Challenge
Below is a listing to write out in full, exactly as given, without its pictures.

Stored data
------------------------------------------------

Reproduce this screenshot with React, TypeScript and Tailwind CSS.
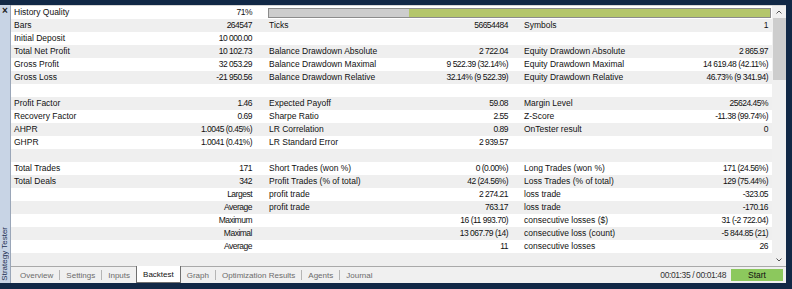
import React from 'react';

type Row = [string, string, string, string, string, string];

// label / value pairs for the three report columns
const rows: Row[] = [
  ['History Quality', '71%', '', '', '', ''],
  ['Bars', '264547', 'Ticks', '56654484', 'Symbols', '1'],
  ['Initial Deposit', '10 000.00', '', '', '', ''],
  ['Total Net Profit', '10 102.73', 'Balance Drawdown Absolute', '2 722.04', 'Equity Drawdown Absolute', '2 865.97'],
  ['Gross Profit', '32 053.29', 'Balance Drawdown Maximal', '9 522.39 (32.14%)', 'Equity Drawdown Maximal', '14 619.48 (42.11%)'],
  ['Gross Loss', '-21 950.56', 'Balance Drawdown Relative', '32.14% (9 522.39)', 'Equity Drawdown Relative', '46.73% (9 341.94)'],
  ['', '', '', '', '', ''],
  ['Profit Factor', '1.46', 'Expected Payoff', '59.08', 'Margin Level', '25624.45%'],
  ['Recovery Factor', '0.69', 'Sharpe Ratio', '2.55', 'Z-Score', '-11.38 (99.74%)'],
  ['AHPR', '1.0045 (0.45%)', 'LR Correlation', '0.89', 'OnTester result', '0'],
  ['GHPR', '1.0041 (0.41%)', 'LR Standard Error', '2 939.57', '', ''],
  ['', '', '', '', '', ''],
  ['Total Trades', '171', 'Short Trades (won %)', '0 (0.00%)', 'Long Trades (won %)', '171 (24.56%)'],
  ['Total Deals', '342', 'Profit Trades (% of total)', '42 (24.56%)', 'Loss Trades (% of total)', '129 (75.44%)'],
  ['', 'Largest', 'profit trade', '2 274.21', 'loss trade', '-323.05'],
  ['', 'Average', 'profit trade', '763.17', 'loss trade', '-170.16'],
  ['', 'Maximum', '', '16 (11 993.70)', 'consecutive losses ($)', '31 (-2 722.04)'],
  ['', 'Maximal', '', '13 067.79 (14)', 'consecutive loss (count)', '-5 844.85 (21)'],
  ['', 'Average', '', '11', 'consecutive losses', '26'],
  ['', '', '', '', '', ''],
];

const Cell: React.FC<{ label: string; value: string; pr: string }> = ({ label, value, pr }) => (
  <div className={`flex items-center justify-between pl-[3px] ${pr}`}>
    <span className="whitespace-nowrap">{label}</span>
    <span className="whitespace-nowrap tracking-[-0.5px]">{value}</span>
  </div>
);

const tabs = ['Overview', 'Settings', 'Inputs', 'Backtest', 'Graph', 'Optimization Results', 'Agents', 'Journal'];

const App: React.FC = () => {
  return (
    <div
      className="w-[792px] h-[289px] bg-[#112846] pt-[5px] text-[8.5px] leading-[13px] text-[#111]"
      style={{ fontFamily: '"Liberation Sans", Arial, sans-serif' }}
    >
      <div className="flex w-[786px] h-[278px] bg-[#f0f0f0]">
        {/* side strip */}
        <div className="w-[11px] flex flex-col justify-between items-center bg-[#c8d4e5] border-r border-[#9aa6b8]">
          <span className="mt-[1px] text-[10px] leading-[10px] font-bold text-[#222]">×</span>
          <span className="mb-[2px] [writing-mode:vertical-rl] rotate-180 whitespace-nowrap text-[8px] leading-[10px] text-[#1d2f52]">
            Strategy Tester
          </span>
        </div>

        <div className="flex-1 flex flex-col border-t border-[#d6d6d6]">
          <div className="flex h-[260px]">
            {/* report table */}
            <div className="flex-1 flex flex-col">
              {rows.map((r, i) => (
                <div
                  key={i}
                  className={`grid grid-cols-[255px_255px_1fr] h-[13px] ${i % 2 === 0 ? 'bg-white' : 'bg-[#efefef]'}`}
                >
                  <Cell label={r[0]} value={r[1]} pr="pr-[14px]" />
                  {i === 0 ? (
                    <div className="col-span-2 flex items-center pl-[2px] pr-[1px]">
                      <div className="flex w-full h-[10px] border border-[#8c8c8c]">
                        <div className="w-[28%] bg-[#cdcdcd]" />
                        <div className="flex-1 bg-[#b4c66b]" />
                      </div>
                    </div>
                  ) : (
                    <>
                      <Cell label={r[2]} value={r[3]} pr="pr-[13px]" />
                      <Cell label={r[4]} value={r[5]} pr="pr-[4px]" />
                    </>
                  )}
                </div>
              ))}
            </div>

            {/* scrollbar */}
            <div className="w-[14px] flex flex-col items-center bg-[#f0f0f0]">
              <svg width="8" height="12" viewBox="0 0 8 12" className="shrink-0">
                <path d="M1.5 7.5 L4 5 L6.5 7.5" fill="none" stroke="#555" strokeWidth="1" />
              </svg>
              <div className="w-[13px] h-[62px] bg-[#cdcdcd]" />
              <div className="flex-1" />
              <svg width="8" height="12" viewBox="0 0 8 12" className="shrink-0">
                <path d="M1.5 4.5 L4 7 L6.5 4.5" fill="none" stroke="#555" strokeWidth="1" />
              </svg>
            </div>
          </div>

          {/* tab bar */}
          <div className="flex items-stretch h-[17px] border-t border-[#a9a9a9] pl-[3px] text-[8px] text-[#6b6b6b]">
            {tabs.map((t, i) => {
              const active = t === 'Backtest';
              const prevActive = tabs[i - 1] === 'Backtest';
              return (
                <React.Fragment key={t}>
                  {i > 0 && !active && !prevActive && (
                    <div className="self-center w-px h-[10px] bg-[#b5b5b5]" />
                  )}
                  <div
                    className={`flex items-center px-[6px] ${
                      active ? 'bg-white border-x border-b border-[#6f6f6f] text-[#111] -mt-px' : ''
                    }`}
                  >
                    {t}
                  </div>
                </React.Fragment>
              );
            })}
            <div className="flex-1" />
            <div className="flex items-center pr-[5px] text-[8.5px] text-[#333] tracking-[-0.4px]">00:01:35 / 00:01:48</div>
            <div className="self-center flex items-center justify-center w-[52px] h-[12px] bg-[#8cc85d] text-[8.5px] text-[#111] mr-[3px]">
              Start
            </div>
          </div>
        </div>
      </div>
    </div>
  );
};

export default App;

------------------------------------------------

Task answer
Reproduce this screenshot with React, TypeScript and Tailwind CSS.
import React from 'react';

type Row = [string, string, string, string, string, string];

// label / value pairs for the three report columns
const rows: Row[] = [
  ['History Quality', '71%', '', '', '', ''],
  ['Bars', '264547', 'Ticks', '56654484', 'Symbols', '1'],
  ['Initial Deposit', '10 000.00', '', '', '', ''],
  ['Total Net Profit', '10 102.73', 'Balance Drawdown Absolute', '2 722.04', 'Equity Drawdown Absolute', '2 865.97'],
  ['Gross Profit', '32 053.29', 'Balance Drawdown Maximal', '9 522.39 (32.14%)', 'Equity Drawdown Maximal', '14 619.48 (42.11%)'],
  ['Gross Loss', '-21 950.56', 'Balance Drawdown Relative', '32.14% (9 522.39)', 'Equity Drawdown Relative', '46.73% (9 341.94)'],
  ['', '', '', '', '', ''],
  ['Profit Factor', '1.46', 'Expected Payoff', '59.08', 'Margin Level', '25624.45%'],
  ['Recovery Factor', '0.69', 'Sharpe Ratio', '2.55', 'Z-Score', '-11.38 (99.74%)'],
  ['AHPR', '1.0045 (0.45%)', 'LR Correlation', '0.89', 'OnTester result', '0'],
  ['GHPR', '1.0041 (0.41%)', 'LR Standard Error', '2 939.57', '', ''],
  ['', '', '', '', '', ''],
  ['Total Trades', '171', 'Short Trades (won %)', '0 (0.00%)', 'Long Trades (won %)', '171 (24.56%)'],
  ['Total Deals', '342', 'Profit Trades (% of total)', '42 (24.56%)', 'Loss Trades (% of total)', '129 (75.44%)'],
  ['', 'Largest', 'profit trade', '2 274.21', 'loss trade', '-323.05'],
  ['', 'Average', 'profit trade', '763.17', 'loss trade', '-170.16'],
  ['', 'Maximum', '', '16 (11 993.70)', 'consecutive losses ($)', '31 (-2 722.04)'],
  ['', 'Maximal', '', '13 067.79 (14)', 'consecutive loss (count)', '-5 844.85 (21)'],
  ['', 'Average', '', '11', 'consecutive losses', '26'],
  ['', '', '', '', '', ''],
];

const Cell: React.FC<{ label: string; value: string; pr: string }> = ({ label, value, pr }) => (
  <div className={`flex items-center justify-between pl-[3px] ${pr}`}>
    <span className="whitespace-nowrap">{label}</span>
    <span className="whitespace-nowrap tracking-[-0.5px]">{value}</span>
  </div>
);

const tabs = ['Overview', 'Settings', 'Inputs', 'Backtest', 'Graph', 'Optimization Results', 'Agents', 'Journal'];

const App: React.FC = () => {
  return (
    <div
      className="w-[792px] h-[289px] bg-[#112846] pt-[5px] text-[8.5px] leading-[13px] text-[#111]"
      style={{ fontFamily: '"Liberation Sans", Arial, sans-serif' }}
    >
      <div className="flex w-[786px] h-[278px] bg-[#f0f0f0]">
        {/* side strip */}
        <div className="w-[11px] flex flex-col justify-between items-center bg-[#c8d4e5] border-r border-[#9aa6b8]">
          <span className="mt-[1px] text-[10px] leading-[10px] font-bold text-[#222]">×</span>
          <span className="mb-[2px] [writing-mode:vertical-rl] rotate-180 whitespace-nowrap text-[8px] leading-[10px] text-[#1d2f52]">
            Strategy Tester
          </span>
        </div>

        <div className="flex-1 flex flex-col border-t border-[#d6d6d6]">
          <div className="flex h-[260px]">
            {/* report table */}
            <div className="flex-1 flex flex-col">
              {rows.map((r, i) => (
                <div
                  key={i}
                  className={`grid grid-cols-[255px_255px_1fr] h-[13px] ${i % 2 === 0 ? 'bg-white' : 'bg-[#efefef]'}`}
                >
                  <Cell label={r[0]} value={r[1]} pr="pr-[14px]" />
                  {i === 0 ? (
                    <div className="col-span-2 flex items-center pl-[2px] pr-[1px]">
                      <div className="flex w-full h-[10px] border border-[#8c8c8c]">
                        <div className="w-[28%] bg-[#cdcdcd]" />
                        <div className="flex-1 bg-[#b4c66b]" />
                      </div>
                    </div>
                  ) : (
                    <>
                      <Cell label={r[2]} value={r[3]} pr="pr-[13px]" />
                      <Cell label={r[4]} value={r[5]} pr="pr-[4px]" />
                    </>
                  )}
                </div>
              ))}
            </div>

            {/* scrollbar */}
            <div className="w-[14px] flex flex-col items-center bg-[#f0f0f0]">
              <svg width="8" height="12" viewBox="0 0 8 12" className="shrink-0">
                <path d="M1.5 7.5 L4 5 L6.5 7.5" fill="none" stroke="#555" strokeWidth="1" />
              </svg>
              <div className="w-[13px] h-[62px] bg-[#cdcdcd]" />
              <div className="flex-1" />
              <svg width="8" height="12" viewBox="0 0 8 12" className="shrink-0">
                <path d="M1.5 4.5 L4 7 L6.5 4.5" fill="none" stroke="#555" strokeWidth="1" />
              </svg>
            </div>
          </div>

          {/* tab bar */}
          <div className="flex items-stretch h-[17px] border-t border-[#a9a9a9] pl-[3px] text-[8px] text-[#6b6b6b]">
            {tabs.map((t, i) => {
              const active = t === 'Backtest';
              const prevActive = tabs[i - 1] === 'Backtest';
              return (
                <React.Fragment key={t}>
                  {i > 0 && !active && !prevActive && (
                    <div className="self-center w-px h-[10px] bg-[#b5b5b5]" />
                  )}
                  <div
                    className={`flex items-center px-[6px] ${
                      active ? 'bg-white border-x border-b border-[#6f6f6f] text-[#111] -mt-px' : ''
                    }`}
                  >
                    {t}
                  </div>
                </React.Fragment>
              );
            })}
            <div className="flex-1" />
            <div className="flex items-center pr-[5px] text-[8.5px] text-[#333] tracking-[-0.4px]">00:01:35 / 00:01:48</div>
            <div className="self-center flex items-center justify-center w-[52px] h-[12px] bg-[#8cc85d] text-[8.5px] text-[#111] mr-[3px]">
              Start
            </div>
          </div>
        </div>
      </div>
    </div>
  );
};

export default App;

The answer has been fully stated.